I use to sleep over the day sometime back. I was slacking quiet a bit in my thesis work so I decided to change my sleeping habits and my daily routine itself. I use to think “let me sleep now, I can be more productive in the night” but this was not working out. If I feel sleepy during the day, I usually finish my household chores and then try to work on my report. If I still can’t then I change my working plans. If I had planned to write and can’t, I try to format document, read articles, format figures or do something related to thesis work. So, I would suggest slowly try to change your sleeping habits.

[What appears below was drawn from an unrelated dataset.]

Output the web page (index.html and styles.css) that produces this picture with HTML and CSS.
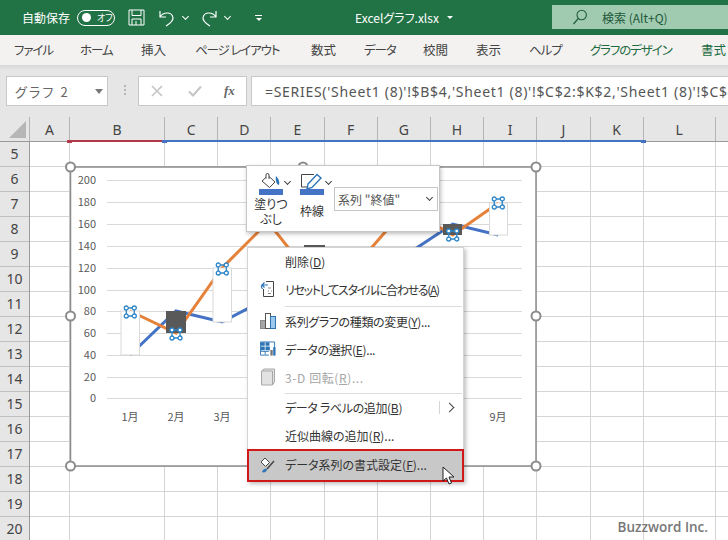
FILE: index.html
```html
<!DOCTYPE html>
<html lang="ja">
<head>
    <meta charset="UTF-8">
    <meta name="viewport" content="width=device-width, initial-scale=1.0">
    <title>Excelグラフ.xlsx</title>
    <link rel="stylesheet" href="styles.css">
</head>
<body>
    <div class="app">
        <header class="titlebar">
            <span class="autosave">自動保存</span>
            <span class="toggle"><i></i><b>オフ</b></span>
            <svg class="qat save" width="17" height="17" viewBox="0 0 17 17"><path d="M1 1h15v15H1zM4 1v5.500h9V1M4 16v-6h9v6M8 12v4" fill="none" stroke="#fff" stroke-width="1"/></svg>
            <svg class="qat undo" width="18" height="18" viewBox="0 0 18 18"><path d="M2 2v6h6M2 8c3-5 12-6 13 1 0 4-4 6-7 8" fill="none" stroke="#fff" stroke-width="1.200"/></svg>
            <span class="caret"></span>
            <svg class="qat redo" width="18" height="18" viewBox="0 0 18 18"><path d="M16 2v6h-6M16 8c-3-5-12-6-13 1 0 4 4 6 7 8" fill="none" stroke="#fff" stroke-width="1.200"/></svg>
            <span class="caret"></span>
            <span class="customize"></span>
            <span class="filename">Excelグラフ.xlsx</span>
            <span class="file-caret"></span>
            <div class="search">
                <svg width="16" height="16" viewBox="0 0 16 16"><circle cx="9.700" cy="6" r="4.700" fill="none" stroke="#1f5c3a" stroke-width="1.100"/><path d="M6.300 9.500 1.500 15" stroke="#1f5c3a" stroke-width="1.200"/></svg>
                <span>検索 (Alt+Q)</span>
            </div>
        </header>

        <nav class="tabs">
            <span class="tab kana w-file">ファイル</span>
            <span class="tab kana w-home">ホーム</span>
            <span class="tab w-insert">挿入</span>
            <span class="tab kana w-layout">ページ レイアウト</span>
            <span class="tab w-formula">数式</span>
            <span class="tab kana w-data">データ</span>
            <span class="tab w-review">校閲</span>
            <span class="tab w-view">表示</span>
            <span class="tab kana w-help">ヘルプ</span>
            <span class="tab kana w-design accent">グラフのデザイン</span>
            <span class="tab accent">書式</span>
        </nav>

        <div class="formula-bar">
            <div class="name-box"><span>グラフ 2</span><i></i></div>
            <div class="dots"></div>
            <div class="fx-buttons">
                <svg width="12" height="12" viewBox="0 0 12 12"><path d="M1 1l10 10M11 1 1 11" stroke="#c4c4c4" stroke-width="1.600"/></svg>
                <svg width="14" height="12" viewBox="0 0 14 12"><path d="M1 6.500 5 10.500 13 1.500" fill="none" stroke="#c4c4c4" stroke-width="2"/></svg>
                <span class="fx">fx</span>
            </div>
            <div class="formula">=SERIES('Sheet1 (8)'!$B$4,'Sheet1 (8)'!$C$2:$K$2,'Sheet1 (8)'!$C$4:$K$4,2)</div>
        </div>

        <div class="col-headers">
            <div class="corner"><i></i></div>
            <span class="col w40">A</span>
            <span class="col w95 sel-red">B</span>
            <span class="col w53 sel-blue sel-start">C</span>
            <span class="col w53 sel-blue">D</span>
            <span class="col w53 sel-blue">E</span>
            <span class="col w53 sel-blue">F</span>
            <span class="col w53 sel-blue">G</span>
            <span class="col w53 sel-blue">H</span>
            <span class="col w53 sel-blue">I</span>
            <span class="col w53 sel-blue">J</span>
            <span class="col w53 sel-blue sel-end">K</span>
            <span class="col w72">L</span>
            <span class="col w14"></span>
        </div>

        <div class="sheet">
            <div class="row-headers">
                <span>5</span><span>6</span><span>7</span><span>8</span>
                <span>9</span><span>10</span><span>11</span><span>12</span>
                <span>13</span><span>14</span><span>15</span><span>16</span>
                <span>17</span><span>18</span><span>19</span><span>20</span>
            </div>
            <div class="cells">
                <i class="w40"></i><i class="w95"></i><i class="w53"></i><i class="w53"></i>
                <i class="w53"></i><i class="w53"></i><i class="w53"></i><i class="w53"></i>
                <i class="w53"></i><i class="w53"></i><i class="w53"></i><i class="w72"></i>
            </div>

            <!-- chart floats over the cells, coordinates are relative to the sheet -->
            <svg class="chart" width="728" height="400" viewBox="0 142 728 400">
                <rect x="70.500" y="167" width="465.500" height="299" fill="#fff" stroke="#8c8c8c" stroke-width="1.500"/>
                <g stroke="#d9d9d9" stroke-width="1">
                    <path d="M107 180.500H522M107 202.500H522M107 224.500H522M107 246.500H522M107 268.500H522M107 290.500H522M107 311.500H522M107 333.500H522M107 355.500H522M107 377.500H522M107 398.500H522"/>
                </g>
                <g class="axis" text-anchor="end">
                    <text x="96" y="184">200</text><text x="96" y="206">180</text>
                    <text x="96" y="228">160</text><text x="96" y="250">140</text>
                    <text x="96" y="272">120</text><text x="96" y="294">100</text>
                    <text x="96" y="315">80</text><text x="96" y="337">60</text>
                    <text x="96" y="359">40</text><text x="96" y="381">20</text>
                    <text x="96" y="402">0</text>
                </g>
                <g class="axis" text-anchor="middle">
                    <text x="130" y="421">1月</text><text x="176" y="421">2月</text><text x="222" y="421">3月</text>
                    <text x="452" y="421">8月</text><text x="498" y="421">9月</text>
                </g>
                <polyline points="130,355 176,311 222,322 268,298 314,290 360,300 406,255 452.700,224 498.300,235" fill="none" stroke="#4472c4" stroke-width="3"/>
                <polyline points="130,311 176,333 222,268 268,222 314,280 360,261 406,208 452.700,235 498.300,203" fill="none" stroke="#e6813a" stroke-width="3"/>
                <g stroke="#d9d9d9" stroke-width="1">
                    <rect x="121" y="311" width="18.500" height="44" fill="#fff"/>
                    <rect x="213" y="268" width="18.500" height="54" fill="#fff"/>
                    <rect x="489.500" y="203" width="18" height="32" fill="#fff"/>
                </g>
                <rect x="166" y="311" width="20" height="22" fill="#595959"/>
                <rect x="304" y="245" width="21" height="30" fill="#595959"/>
                <rect x="443" y="224" width="19" height="11" fill="#595959"/>
                <defs>
                    <g id="mark" fill="#fff" stroke="#2e86c8" stroke-width="1.300">
                        <path d="M-4-4H4V4H-4Z" fill="none"/>
                        <circle cx="-4" cy="-4" r="2"/><circle cx="4" cy="-4" r="2"/>
                        <circle cx="-4" cy="4" r="2"/><circle cx="4" cy="4" r="2"/>
                    </g>
                </defs>
                <use href="#mark" x="130.300" y="312"/>
                <use href="#mark" x="176" y="334"/>
                <use href="#mark" x="222.300" y="269"/>
                <use href="#mark" x="452.700" y="235"/>
                <use href="#mark" x="498.300" y="203"/>
                <g fill="#fff" stroke="#8c8c8c" stroke-width="2">
                    <circle cx="70.500" cy="167" r="4.500"/><circle cx="303" cy="167" r="4.500"/><circle cx="536" cy="167" r="4.500"/>
                    <circle cx="70.500" cy="316" r="4.500"/><circle cx="536" cy="316" r="4.500"/>
                    <circle cx="70.500" cy="466" r="4.500"/><circle cx="536" cy="466" r="4.500"/>
                </g>
            </svg>

            <div class="mini-toolbar">
                <div class="mini-btn">
                    <svg width="24" height="23" viewBox="0 0 24 23">
                        <path d="M3 8 9 2.500l7 6.500-5.500 5.500z" fill="#fff" stroke="#444" stroke-width="1"/>
                        <path d="M7 5.500V2a1.500 1.500 0 0 1 3 0v4" fill="#fff" stroke="#444" stroke-width="1"/>
                        <path d="M17 3c2 2 4 5 3 9-2 0-4-4-3-9z" fill="#2e75b6"/>
                        <rect x="0" y="16" width="24" height="6" fill="#4472c4"/>
                    </svg>
                    <span>塗りつ<br>ぶし</span>
                </div>
                <i class="chev"></i>
                <div class="mini-btn line-btn">
                    <svg width="24" height="23" viewBox="0 0 24 23">
                        <path d="M1.500 14V1.500H14M1.500 14H7" fill="none" stroke="#444" stroke-width="1"/>
                        <path d="M8 11 17 1.500l4 3.500-9 9.500-5 1.500z" fill="#fff" stroke="#2e75b6" stroke-width="1.400"/>
                        <rect x="0" y="16" width="24" height="6" fill="#4472c4"/>
                    </svg>
                    <span>枠線</span>
                </div>
                <i class="chev"></i>
                <div class="series-select"><span>系列 "終値"</span><i class="chev"></i></div>
            </div>

            <ul class="context-menu">
                <li><span class="ico"></span><span>削除(<u>D</u>)</span></li>
                <li>
                    <svg class="ico" width="16" height="18" viewBox="0 0 16 18"><path d="M3.500 9v7.500h10v-15H6" fill="#fff" stroke="#444"/><path d="M8 5H2.500C1 5 1 8.500 3 8.500M4.500 2.500 2 5l2.500 2.500" fill="none" stroke="#2e75b6" stroke-width="1.200"/><path d="M8 8h3M8 11h1M11 11h1M8 13.500h3" stroke="#888"/></svg>
                    <span class="squeeze">リセットしてスタイルに合わせる(<u>A</u>)</span>
                </li>
                <li class="sep"></li>
                <li>
                    <svg class="ico" width="16" height="16" viewBox="0 0 16 16"><rect x=".5" y="7.500" width="5" height="8" fill="#a6a6a6" stroke="#8a8a8a"/><rect x="5.500" y=".5" width="5" height="15" fill="#fff" stroke="#555"/><rect x="10.500" y="3.500" width="5" height="12" fill="#9dc8ee" stroke="#2e75b6"/></svg>
                    <span class="narrow">系列グラフの種類の変更(<u>Y</u>)...</span>
                </li>
                <li>
                    <svg class="ico" width="17" height="16" viewBox="0 0 17 16"><rect x=".5" y=".5" width="10" height="9" fill="#2e75b6"/><path d="M.5.500h15v5M.5.500v14h9M5.500.500v14M10.500.500v5M.5 5h15M.5 10h9" fill="none" stroke="#fff" stroke-width=".8"/><path d="M.5.500h15v6M.5.500v14h9" fill="none" stroke="#2e75b6"/><path d="M.5 10.500h9M5.500 10v4" stroke="#2e75b6"/><rect x="11" y="9" width="2.500" height="6" fill="#777"/><rect x="14" y="6" width="2.500" height="9" fill="#2e75b6"/></svg>
                    <span class="narrow">データの選択(<u>E</u>)...</span>
                </li>
                <li class="disabled">
                    <svg class="ico" width="16" height="18" viewBox="0 0 16 18"><path d="M1.500 3 4 1h10.500v13l-2 3h-11z" fill="#e2e2e2" stroke="#a8a8a8"/><path d="M1.500 3h11v14" fill="none" stroke="#a8a8a8"/></svg>
                    <span class="wide">3-D 回転(<u>R</u>)...</span>
                </li>
                <li class="sep tight"></li>
                <li class="has-sub"><span class="ico"></span><span class="narrow">データ ラベルの追加(<u>B</u>)</span><span class="sub"></span></li>
                <li><span class="ico"></span><span>近似曲線の追加(<u>R</u>)...</span></li>
                <li class="active">
                    <svg class="ico" width="16" height="16" viewBox="0 0 16 16"><path d="M1 5 5 1l4.500 4.500-4 4z" fill="#fff" stroke="#444"/><path d="M14 4 7 12" stroke="#444" stroke-width="1.500"/><path d="M2 15c1-3 3-4 5-3 0 3-3 4-5 3z" fill="#2e75b6"/></svg>
                    <span>データ系列の書式設定(<u>F</u>)...</span>
                </li>
            </ul>

            <svg class="cursor" width="14" height="20" viewBox="0 0 14 20"><path d="M1 1v14l3.500-3 2.500 6 2.500-1-2.500-6h5z" fill="#fff" stroke="#222"/></svg>
            <div class="watermark">Buzzword Inc.</div>
        </div>
    </div>
</body>
</html>
```
FILE: styles.css
```css
* {
    box-sizing: border-box;
}
html, body {
    margin: 0;
    height: 100%;
    overflow: hidden;
}
body {
    font-family: "Noto Sans CJK JP", "Liberation Sans", sans-serif;
    font-feature-settings: "palt";
    background: #fff;
    color: #444;
}
.app {
    width: 728px;
    height: 540px;
    overflow: hidden;
    display: flex;
    flex-direction: column;
}

/* title bar */
.titlebar {
    height: 35px;
    flex: none;
    background: #217346;
    color: #fff;
    display: flex;
    align-items: center;
    padding-left: 22px;
    font-size: 12px;
}
.autosave {
    width: 55px;
}
.toggle {
    width: 38px;
    height: 16px;
    border: 1px solid #fff;
    border-radius: 8px;
    display: flex;
    align-items: center;
    padding-left: 4px;
    margin-right: 13px;
}
.toggle i {
    width: 9px;
    height: 9px;
    border-radius: 50%;
    background: #fff;
}
.toggle b {
    font-weight: 400;
    font-size: 9px;
    margin-left: 6px;
}
.qat {
    flex: none;
}
.save {
    margin-right: 13px;
}
.caret {
    width: 5px;
    height: 5px;
    border-right: 1px solid #fff;
    border-bottom: 1px solid #fff;
    transform: rotate(45deg);
    margin: 0 12px 3px 7px;
}
.customize {
    width: 7px;
    height: 6px;
    margin: 0 0 0 13px;
    border-top: 1px solid #fff;
    position: relative;
}
.customize::after {
    content: "";
    position: absolute;
    left: 1px;
    top: 2px;
    border: 3px solid transparent;
    border-top-color: #fff;
    border-bottom: 0;
}
.filename {
    margin-left: 93px;
    font-size: 12px;
}
.file-caret {
    margin-left: 8px;
    border: 3px solid transparent;
    border-top-color: #fff;
    border-bottom: 0;
}
.search {
    margin-left: auto;
    width: 176px;
    height: 24px;
    margin-top: -1px;
    background: #a0cbb0;
    color: #22583a;
    display: flex;
    align-items: center;
    padding-left: 20px;
    gap: 14px;
    font-size: 12px;
}

/* ribbon tabs */
.tabs {
    height: 30px;
    flex: none;
    background: #f3f2f1;
    display: flex;
    align-items: center;
    padding: 0 0 2px 14px;
    font-size: 12.500px;
    color: #444;
    white-space: nowrap;
}
.tab.kana {
    letter-spacing: -1.100px;
}
.tab.accent {
    color: #1d6b3e;
}
.w-file { width: 66px; }
.w-home { width: 61px; }
.w-insert { width: 54px; }
.w-layout { width: 116px; }
.w-formula { width: 53px; }
.w-data { width: 59px; }
.w-review { width: 53px; }
.w-view { width: 53px; }
.w-help { width: 61px; }
.w-design { width: 111px; }

/* formula bar */
.formula-bar {
    height: 52px;
    flex: none;
    background: #e6e6e6;
    box-shadow: inset 0 5px 4px -3px #d4d4d4;
    display: flex;
    padding: 11px 0 11px 6px;
}
.name-box, .fx-buttons, .formula {
    background: #fff;
    border: 1px solid #c8c8c8;
    height: 30px;
    display: flex;
    align-items: center;
}
.name-box {
    width: 102px;
    padding-left: 8px;
    font-size: 13px;
    color: #666;
    justify-content: space-between;
    letter-spacing: 2.200px;
}
.name-box i {
    border: 4px solid transparent;
    border-top: 5px solid #777;
    border-bottom: 0;
    margin-right: 4px;
}
.dots {
    width: 30px;
    position: relative;
}
.dots::after {
    content: "";
    position: absolute;
    left: 16px;
    top: 9px;
    width: 2px;
    height: 10px;
    background: repeating-linear-gradient(#b5b5b5 0 2px, transparent 2px 4px);
}
.fx-buttons {
    width: 109px;
    padding-left: 12px;
    gap: 0;
}
.fx-buttons svg:nth-child(2) {
    margin-left: 25px;
}
.fx {
    margin-left: 22px;
    font-family: "Liberation Serif", serif;
    font-style: italic;
    font-weight: 700;
    font-size: 13px;
    color: #666;
}
.formula {
    margin-left: 4px;
    flex: 1;
    min-width: 0;
    padding-left: 13px;
    font-family: "Noto Sans", sans-serif;
    font-size: 14px;
    letter-spacing: .7px;
    color: #555;
    white-space: nowrap;
    overflow: hidden;
    border-right: 0;
}

/* column and row headers */
.col-headers {
    height: 25px;
    flex: none;
    background: #e6e6e6;
    display: flex;
    border-bottom: 1px solid #9a9a9a;
}
.corner {
    width: 30px;
    flex: none;
    border-right: 1px solid #b5b5b5;
    position: relative;
}
.corner i {
    position: absolute;
    right: 3px;
    bottom: 3px;
    border-style: solid;
    border-width: 0 0 17px 17px;
    border-color: transparent transparent #b6b6b6 transparent;
}
.col {
    flex: none;
    display: flex;
    align-items: center;
    justify-content: center;
    border-right: 1px solid #b5b5b5;
    font-family: "Noto Sans", sans-serif;
    font-size: 14px;
    color: #444;
    position: relative;
}
.w14 { width: 14px; border-right: 0; flex: none; }
.w40 { width: 40px; }
.w95 { width: 95px; }
.w53 { width: 53.200px; }
.w72 { width: 72px; }
.sel-red::after, .sel-blue::after {
    content: "";
    position: absolute;
    left: 0;
    right: -1px;
    bottom: -1px;
    height: 2px;
    background: #4472c4;
}
.sel-red::after {
    background: #b03a48;
}
/* small range handles on the selection lines */
.sel-red::before, .sel-start::before, .sel-end::before {
    content: "";
    position: absolute;
    left: -3px;
    bottom: -2px;
    width: 5px;
    height: 3px;
    background: #4472c4;
    z-index: 1;
}
.sel-red::before {
    background: #b03a48;
}
.sel-end::before {
    left: auto;
    right: -3px;
}
.sheet {
    flex: 1;
    display: flex;
    position: relative;
    min-height: 0;
}
.row-headers {
    width: 30px;
    flex: none;
    background: #e6e6e6;
    border-right: 1px solid #9a9a9a;
    display: flex;
    flex-direction: column;
}
.row-headers span {
    height: 25px;
    flex: none;
    display: flex;
    align-items: center;
    justify-content: center;
    padding-bottom: 2px;
    border-bottom: 1px solid #c0c0c0;
    font-family: "Noto Sans", sans-serif;
    font-size: 14px;
    color: #444;
}
.cells {
    flex: 1;
    display: flex;
    background: repeating-linear-gradient(#fff 0 24px, #d4d4d4 24px 25px);
}
.cells i {
    flex: none;
    border-right: 1px solid #d4d4d4;
}

/* chart */
.chart {
    position: absolute;
    left: 0;
    top: 0;
}
.axis text {
    font-family: "Noto Sans CJK JP", "Liberation Sans", sans-serif;
    font-size: 11px;
    fill: #595959;
}

/* mini toolbar */
.mini-toolbar {
    position: absolute;
    left: 246px;
    top: 23px;
    width: 194px;
    height: 67px;
    background: #fff;
    border: 1px solid #c6c6c6;
    box-shadow: 1px 2px 4px rgba(0,0,0,0.25);
    display: flex;
    align-items: flex-start;
    padding: 7px 0 0 12px;
    font-size: 12px;
    color: #333;
}
.mini-btn {
    width: 24px;
    display: flex;
    flex-direction: column;
    align-items: center;
    line-height: 15px;
    text-align: center;
    white-space: nowrap;
}
.chev {
    flex: none;
    width: 5px;
    height: 5px;
    border-right: 1px solid #444;
    border-bottom: 1px solid #444;
    transform: rotate(45deg);
    margin: 6px 9px 0 2px;
}
.line-btn {
    margin-left: 1px;
}
.line-btn span {
    margin-top: 7px;
}
.series-select {
    width: 104px;
    height: 24px;
    margin: 14px 0 0 -6px;
    border: 1px solid #c6c6c6;
    display: flex;
    align-items: center;
    justify-content: space-between;
    padding-left: 3px;
    color: #555;
    white-space: nowrap;
}
.series-select .chev {
    margin: 0 5px 3px 0;
}

/* context menu */
.context-menu {
    position: absolute;
    left: 247px;
    top: 105px;
    width: 217px;
    height: 235px;
    margin: 0;
    padding: 0;
    list-style: none;
    background: #fff;
    border: 1px solid #d4d4d4;
    box-shadow: 2px 2px 4px rgba(0,0,0,0.25);
    font-size: 12px;
    color: #333;
}
.context-menu li {
    height: 28px;
    display: flex;
    align-items: center;
    padding: 0 0 2px 12px;
    position: relative;
    white-space: nowrap;
}
.context-menu .ico {
    width: 16px;
    margin-right: 9px;
    flex: none;
}
.squeeze {
    letter-spacing: -1.300px;
}
.narrow {
    letter-spacing: -.35px;
}
.wide {
    letter-spacing: .6px;
}
.context-menu li.sep {
    height: 1px;
    margin: 2px 1px 1px 37px;
    padding: 0;
    background: #dcdcdc;
}
.context-menu li.sep.tight {
    margin: 1px 1px 0 37px;
}
.context-menu li.disabled {
    color: #a6a6a6;
}
.sub {
    position: absolute;
    right: 10px;
    top: 10px;
    width: 7px;
    height: 7px;
    border-top: 1px solid #444;
    border-right: 1px solid #444;
    transform: rotate(45deg);
}
.has-sub::before {
    content: "";
    position: absolute;
    right: 23px;
    top: 7px;
    height: 13px;
    border-left: 1px solid #d4d4d4;
}
.context-menu li.active {
    position: absolute;
    left: -1px;
    right: -1px;
    bottom: -1px;
    height: 33px;
    background: #c8c8c8;
    border: 2.500px solid #d01818;
    padding: 0 0 2px 11px;
}
.cursor {
    position: absolute;
    left: 442px;
    top: 324px;
}
.watermark {
    position: absolute;
    right: 20px;
    bottom: 4px;
    font-family: "Open Sans", sans-serif;
    font-weight: 600;
    font-size: 13.500px;
    color: #777;
    text-shadow: 0 0 2px #fff;
}
```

I can sympathise completly. At the moment I'm trying to write up, but I have been diagnosed with CFS/M.E. If I allowed myself to I would sleep constantly. At the moment I miss a fair few days a week, and most of the time I have to work at home as I get so tired. Its very frustrating- if I have a good day and try and get loads done, I feel rubbish for a week and miss even more time off. I'm trying to learn to pace myself but its very hard.
A lot of people get tiredness from stress etc- but I put off going to the doctor for so long and trying to 'work through it' that I've ended up really messing up my health and having to work very hard to get it back on track. So if you feel this tiredness is interfering with your work- go and see a doctor, get checked out, it could be something really simple like low iron or something- and look after yourself, being tired is your bodies way of asking for a break, so its often a good idea to do what it says:)
I suffer with this too, all the time. I think I've got CFS because as far back as I remember, I've always suffered from extremely low energy. This is something I've battled through for years. I always feel light-headed and dizzy, like I'm going to pass out all the time, and my attention span is really poor--amazing that I'm doing a PhD really. I find it difficult to concentrate, so I'll sit down to read and my mind will start drifting off after 15 mins or so. birdsandbees, how did you get diagnosed with CFS/ME? I've gone to the doc loads of time to discuss this, and they've only ever tested me for anaemia and thyroid, but everything came out ok.
i kept going back, they did loads of blood tests, everything came back normal, but I was at my wits end- I ended up going to the duty doctor in tears because I couldnt believe how tired I was.It was only then they started taking it seriously and that it wasnt just stress (although stress makes it worse).
I got flu about 18 months ago, never really got better, and just got gradually more and more ill the more I tried to battle on through. Everyone says the key is pacing yourself and giving yourself plenty of time to rest, but thats easier said than done when your trying to finish your phd.